Nonetheless, a sudden shift at a time when no other significant Google updates occurred might indicate the switch.

Rank Clarity allows you to track changes to both mobile and desktop rankings, and spot major shifts and fluctuations.

(Rank Clarity - dashboard shows mobile ranking results)

How to Minimize a Potential Negative Impact of the Move

Finding out that your site has moved to the mobile-first index is crucial. But making sure that you retain rankings and traffic when this happens takes even further priority.

A couple of months ago, I published a comprehensive checklist for getting a site ready for the new indexIt highlights everything you should do to optimize your site before Google moves it to the mobile-first index, and I strongly recommend you read it. To reiterate, here are the most important steps to prepare for the mobile-first index.

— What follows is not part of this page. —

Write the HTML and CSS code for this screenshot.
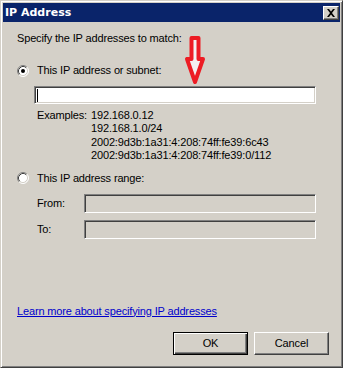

Basic Checklist to Prepare for Mobile-First Index:

  • Start by verifying that Googlebot can access your mobile site. This is particularly important if your organization uses a separate desktop and mobile sites. Make sure that Google can access, crawl, and index the mobile one.
  • Add more content to the mobile site. Often, organizations shorten mobile content to provide a better user experience. However, since in the new index, Google will assess those pages for rankings, it’s critical that at a minimum, you match their content with their desktop counterparts.
  • Improve mobile content formatting. User experience is a crucial ranking factor. And so, make sure that your mobile pages provide the same level of experience as your desktop content.

For more tips, check out my checklist for getting a site ready for the mobile-first index.

Closing Thoughts

It goes without saying, the upcoming mobile-first index will bring changes we've never seen before. And given the launch strategy Google intents to employ, you want to know when Google decides to move your site to the mobile-first index.

Monitoring the move and the results of that move are critical to ensure your search visibility is maintained. And, when you prepare your site to ensure it's ready for the mobile-first index, the transition should be seamless to you and your users searching for your site.